Source excerpt:
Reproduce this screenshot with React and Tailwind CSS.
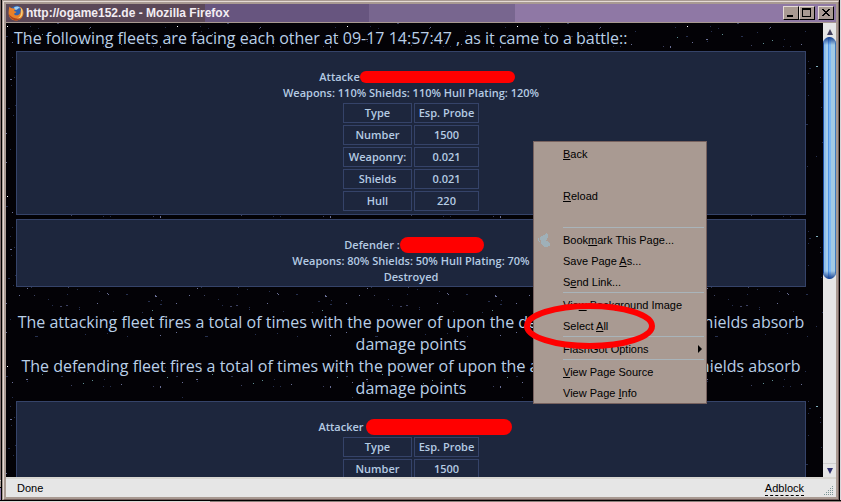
import React from 'react'

// [x, y, width, colour] inside one 170x170 tile of the sky
const DIM = '#26304f'
const MID = '#6a6f96'
const TEAL = '#5f8f92'
const STARS = [
  [1, 3, 1, '#ffffff'], [24, 3, 1, DIM], [32, 5, 1, DIM], [51, 0, 2, '#3d4262'], [84, 4, 1, MID], [83, 5, 1, '#3d4262'],
  [71, 9, 1, DIM], [159, 4, 1, DIM], [0, 13, 2, DIM], [161, 14, 1, TEAL], [6, 19, 1, MID], [36, 11, 1, TEAL],
  [25, 8, 1, DIM], [20, 16, 2, MID], [21, 18, 1, DIM], [55, 13, 2, DIM], [77, 20, 1, TEAL], [86, 17, 1, TEAL],
  [65, 22, 1, '#3d4262'], [115, 21, 1, MID], [98, 16, 1, DIM], [119, 8, 1, DIM], [97, 23, 1, DIM], [104, 23, 1, DIM],
  [147, 23, 1, '#3d4262'], [154, 23, 1, MID], [154, 24, 1, MID], [6, 34, 1, DIM], [122, 38, 1, DIM], [4, 43, 1, DIM],
  [130, 43, 2, '#7fb0bd'], [123, 45, 2, DIM], [122, 50, 1, DIM], [8, 54, 1, DIM], [134, 54, 1, DIM], [4, 56, 2, MID],
  [134, 59, 1, DIM], [5, 62, 1, DIM], [122, 72, 1, DIM], [9, 82, 1, DIM], [135, 84, 1, DIM], [2, 85, 2, DIM],
  [7, 92, 1, DIM], [21, 95, 1, MID], [25, 94, 1, DIM], [62, 94, 1, '#3d4262'], [71, 96, 1, DIM], [93, 98, 1, DIM],
  [61, 101, 1, DIM], [13, 102, 1, MID], [28, 102, 1, '#3d4262'], [42, 106, 1, DIM], [101, 100, 1, MID], [102, 101, 1, MID],
  [120, 101, 2, DIM], [149, 102, 1, MID], [149, 103, 2, MID], [142, 108, 2, DIM], [155, 107, 1, DIM], [154, 111, 2, DIM],
  [0, 110, 1, MID], [91, 110, 1, MID], [46, 112, 1, DIM], [54, 113, 2, '#3d4262'], [60, 112, 2, '#3d4262'], [73, 114, 1, DIM],
  [73, 116, 1, DIM], [146, 117, 1, TEAL], [107, 118, 1, DIM], [136, 119, 1, DIM], [4, 126, 1, DIM], [130, 133, 1, DIM],
  [0, 139, 1, MID], [101, 140, 1, DIM], [79, 141, 1, DIM], [154, 142, 1, MID], [29, 143, 3, DIM], [121, 143, 1, DIM],
]

function Sky() {
  return (
    <svg className="absolute inset-0 h-full w-full" shapeRendering="crispEdges" aria-hidden="true">
      <defs>
        <pattern id="sky" width="170" height="170" patternUnits="userSpaceOnUse">
          {STARS.map(([x, y, w, fill], i) => <rect key={i} x={x} y={y} width={w} height="1" fill={fill} />)}
        </pattern>
      </defs>
      <rect width="100%" height="100%" fill="url(#sky)" />
    </svg>
  )
}

function FirefoxIcon() {
  return (
    <svg viewBox="0 0 16 16" className="h-4 w-4 shrink-0" aria-hidden="true">
      <circle cx="8.500" cy="7.500" r="6.800" fill="#2f62b0" />
      <path d="M6 2.500C8 1 11 1 12 3c-1 .4-2 .2-2.600 1.200C9 5 8 5 6.500 4.500z" fill="#9fd0f2" />
      <path d="M1.500 1.500c.6 1 1.500 1.500 2.500 1.700 1.500-.2 2.500.2 3.200 1L6 6c1 .6 2 .5 2.500.8-.4 1.200-2 1.200-2.500 2.200.8 1.500 3 1.700 5 .4 1-.7 1.800-2.200 1.500-4C13.500 6 13 3.500 11.500 1.500 15 3 16 6.500 15.300 9.500 14.300 13.300 11.300 15.500 8 15.500 3.500 15.500.500 12 .600 8 .700 5.500.900 3.500 1.500 1.500z" fill="#e8802a" />
      <path d="M12.500 2.300c2.200 2 2.800 5 1.600 8.200C13 12.500 11 13.600 9 13.500c3-1 5.500-4.500 3.500-11.200z" fill="#f6d27a" />
      <path d="M.8 9c.8 3.500 3.700 6.200 7.200 6.400 2 0 4-1 5.500-2.500C9 14.800 4 13 .8 9z" fill="#a8431f" />
    </svg>
  )
}

function CaptionButton({ label, children }) {
  return (
    <button type="button" aria-label={label} className="flex h-3.5 w-4 items-center justify-center border border-t-[#e4dad5] border-l-[#e4dad5] border-r-black border-b-black bg-[#a99a92]">
      <svg viewBox="0 0 12 10" className="h-2.5 w-3" shapeRendering="crispEdges">{children}</svg>
    </button>
  )
}

function TitleBar() {
  return (
    <header className="flex h-[18px] items-center bg-[linear-gradient(90deg,#5b4858_0_24%,#67557f_24%_43.7%,#78668f_43.7%_61.3%,#8f78a5_61.3%)] pl-0.5">
      <FirefoxIcon />
      <h1 className="ml-0.5 flex-1 truncate text-[12px] leading-4 font-bold text-[#f3edf3]">http://ogame152.de - Mozilla Firefox</h1>
      <div className="flex pr-0.5">
        <CaptionButton label="Minimize"><path d="M2 7h6v2H2z" /></CaptionButton>
        <CaptionButton label="Maximize"><path d="M1 0h9v9H1zM2 2v6h7V2z" fillRule="evenodd" /></CaptionButton>
        <span className="w-[3px]" />
        <CaptionButton label="Close">
          <path d="M2 1h2v1h1v1h2V2h1V1h2v1H9v1H8v1H7v1h1v1h1v1h1v1H8V7H7V6H5v1H4v1H2V7h1V6h1V5h1V4H4V3H3V2H2z" />
        </CaptionButton>
      </div>
    </header>
  )
}

function ScrollBar() {
  return (
    <div className="flex w-[13px] shrink-0 flex-col bg-[#e6e6e6]">
      <button type="button" aria-label="Scroll up" className="flex h-3.5 items-end justify-center pb-0.5">
        <svg viewBox="0 0 6 6" className="h-1.5 w-1.5"><path d="M3 0l3 6H0z" fill="#44405c" /></svg>
      </button>
      <div className="relative h-[242px] overflow-hidden rounded-full bg-[linear-gradient(90deg,#1d4fa8_0_8%,#8fc0ea_8%_24%,#a5cdec_24%_36%,#4f95e6_36%_46%,#7fb8f4_46%_62%,#a3c9e4_62%_92%,#3d79c0_92%)]">
        <div className="absolute inset-x-0 top-0 h-2 bg-linear-to-b from-[#123a8c] to-transparent" />
        <div className="absolute inset-x-0 bottom-0 h-2 bg-linear-to-t from-[#123a8c] to-transparent" />
      </div>
      <button type="button" aria-label="Scroll down" className="mt-auto flex h-3.5 items-center justify-center border-t border-[#cfcfcf]">
        <svg viewBox="0 0 6 6" className="h-1.5 w-1.5"><path d="M3 6l3-6H0z" fill="#2f3070" /></svg>
      </button>
    </div>
  )
}

const ROWS = [
  ['Type', 'Esp. Probe'],
  ['Number', '1500'],
  ['Weaponry:', '0.021'],
  ['Shields', '0.021'],
  ['Hull', '220'],
]

function FleetTable({ rows }) {
  return (
    <table className="mx-auto border-separate border-spacing-0.5">
      <tbody>
        {rows.map(([name, value]) => (
          <tr key={name}>
            <th className="h-5 w-[69px] border border-[#354369] p-0 leading-4 font-semibold">{name}</th>
            <td className="h-5 w-[65px] border border-[#354369] p-0 text-center leading-4">{value}</td>
          </tr>
        ))}
      </tbody>
    </table>
  )
}

function Panel({ children }) {
  return (
    <section className="border border-[#354369] bg-[#1d263d] px-px pt-[17px] pb-px text-center text-[11px] leading-4 font-semibold text-[#b5cbe3]">
      {children}
    </section>
  )
}

function Report() {
  return (
    <main className="relative h-full overflow-hidden pr-[17px] pl-2.5">
      <p className="-ml-0.5 pt-1 pb-0.5 text-[16px] leading-[22px]">The following fleets are facing each other at 09-17 14:57:47 , as it came to a battle::</p>
      <div className="flex flex-col gap-1">
        <Panel>
          <p className="flex items-center justify-center">
            Attacke<span className="-mr-3 h-3 w-[155px] rounded-full bg-[#ff0000]" />
          </p>
          <p>Weapons: 110% Shields: 110% Hull Plating: 120%</p>
          <FleetTable rows={ROWS} />
        </Panel>
        <Panel>
          <p className="flex items-center justify-center">
            Defender :<span className="-mr-1.5 h-4 w-[84px] rounded-full bg-[#ff0000]" />
          </p>
          <p>Weapons: 80% Shields: 50% Hull Plating: 70%</p>
          <p>Destroyed</p>
        </Panel>
      </div>
      <p className="pt-6 text-center text-[16px] leading-[22px]">
        The attacking fleet fires a total of times with the power of upon the defender, the defender shields absorb damage points
      </p>
      <p className="pb-0.5 text-center text-[16px] leading-[22px]">
        The defending fleet fires a total of times with the power of upon the attacker, the attacker shields absorb damage points
      </p>
      <Panel>
        <p className="flex items-center justify-center">
          Attacker<span className="-mr-2 ml-0.5 h-4 w-[146px] rounded-full bg-[#ff0000]" />
        </p>
        <FleetTable rows={ROWS.slice(0, 2)} />
      </Panel>
    </main>
  )
}

function Item({ children }) {
  return (
    <li>
      <button type="button" className="flex h-[21px] w-full items-center justify-between pr-1 pl-[29px] text-left whitespace-nowrap">{children}</button>
    </li>
  )
}

function Rule() {
  return <li role="separator" className="mr-0.5 ml-[29px] h-0.5 border-t border-[#a9b4ba]" />
}

function ContextMenu() {
  return (
    <ul className="absolute top-[118px] left-[527px] w-[174px] border border-[#77625f] bg-[#a99a92] pt-px text-[11px] leading-4 text-black">
      <Item><span><u>B</u>ack</span></Item>
      <li className="h-[21px]" />
      <Item><span><u>R</u>eload</span></Item>
      <li className="h-[21px]" />
      <Rule />
      <li className="relative">
        <svg viewBox="0 0 12 14" className="absolute top-1 left-1 h-3.5 w-3" fill="#9fb0b8" shapeRendering="crispEdges" aria-hidden="true">
          <path d="M8 0h1v1h1v4H9v2H8v1h2v1h1v1h1v3h-2v1H6v-1H5v-1H4v-1H3V7H2V4h1V3h2V2h2V1h1zM0 5h1v3H0zM1 8h1v1H1z" />
        </svg>
        <button type="button" className="flex h-[21px] w-full items-center pl-[29px]"><span>Book<u>m</u>ark This Page...</span></button>
      </li>
      <Item><span>Save Page <u>A</u>s...</span></Item>
      <Item><span>S<u>e</u>nd Link...</span></Item>
      <Rule />
      <Item><span>Vie<u>w</u> Background Image</span></Item>
      <Item><span>Select <u>A</u>ll</span></Item>
      <Rule />
      <Item>
        <span>FlashGot Options</span>
        <svg viewBox="0 0 4 8" className="h-2 w-1"><path d="M0 0l4 4-4 4z" /></svg>
      </Item>
      <Rule />
      <Item><span><u>V</u>iew Page Source</span></Item>
      <Item><span>View Page <u>I</u>nfo</span></Item>
    </ul>
  )
}

export default function App() {
  return (
    <div className="flex h-screen flex-col bg-black font-['Liberation_Sans',sans-serif]">
      <div className="flex min-h-0 flex-1">
        {/* edge of the window behind */}
        <div className="mr-px flex w-px flex-col bg-[#826e6c]">
          <div className="mt-auto h-2 border-y border-t-[#d8d0cc] border-b-black bg-[#a99a92]" />
          <div className="h-3 bg-[#8f78a5]" />
        </div>
        <div className="flex min-w-0 flex-1 flex-col border-t border-l border-[#a99a92]">
          <div className="flex min-h-0 flex-1 flex-col border-t border-r border-b border-l border-t-[#e4dad5] border-r-[#77625f] border-b-[#77625f] border-l-[#e4dad5]">
            <div className="flex min-h-0 flex-1 flex-col border-2 border-[#a99a92]">
              <TitleBar />
              <div className="flex min-h-0 flex-1 border-t border-[#a99a92]">
                <div className="relative min-w-0 flex-1 bg-[#030206] text-[#b9cfe6]">
                  <Sky />
                  <div className="absolute inset-0 overflow-hidden font-['Open_Sans',sans-serif]">
                    <Report />
                  </div>
                  <ContextMenu />
                  <svg viewBox="0 0 132 48" className="absolute top-[279px] left-[518px] h-12 w-[132px]" aria-hidden="true">
                    <ellipse cx="65.500" cy="24" rx="62.500" ry="20" fill="none" stroke="#ff0000" strokeWidth="6" />
                  </svg>
                </div>
                <ScrollBar />
              </div>
              <footer className="flex h-5 items-center justify-between border-t-2 border-[#d9d7d2] bg-[#e6e6e6] pr-0.5 pl-[11px] text-[11px] leading-4 text-black">
                <span>Done</span>
                <div className="flex items-end gap-5">
                  <a href="#adblock" className="border-b border-dashed border-black leading-[14px]">Adblock</a>
                  <svg viewBox="0 0 10 10" className="h-2.5 w-2.5" fill="#7d9696" shapeRendering="crispEdges" aria-hidden="true">
                    <path d="M8 0h1v1H8zM6 2h1v1H6zM8 2h1v1H8zM4 4h1v1H4zM6 4h1v1H6zM8 4h1v1H8zM2 6h1v1H2zM4 6h1v1H4zM6 6h1v1H6zM8 6h1v1H8zM0 8h1v1H0zM2 8h1v1H2zM4 8h1v1H4zM6 8h1v1H6zM8 8h1v1H8z" />
                  </svg>
                </div>
              </footer>
            </div>
          </div>
        </div>
        <div className="ml-px w-px bg-[#d9d7da]" />
      </div>
      <div className="mt-px flex h-px">
        <div className="w-1/4 bg-[#dcdad6]" />
        <div className="flex-1 bg-[#8d807b]" />
      </div>
    </div>
  )
}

Set task: Return the material line for line, from its beginning to the line that contains "import React from 'react'", with the pictures left out.

Response to the exercise:
Reproduce this screenshot with React and Tailwind CSS.
import React from 'react'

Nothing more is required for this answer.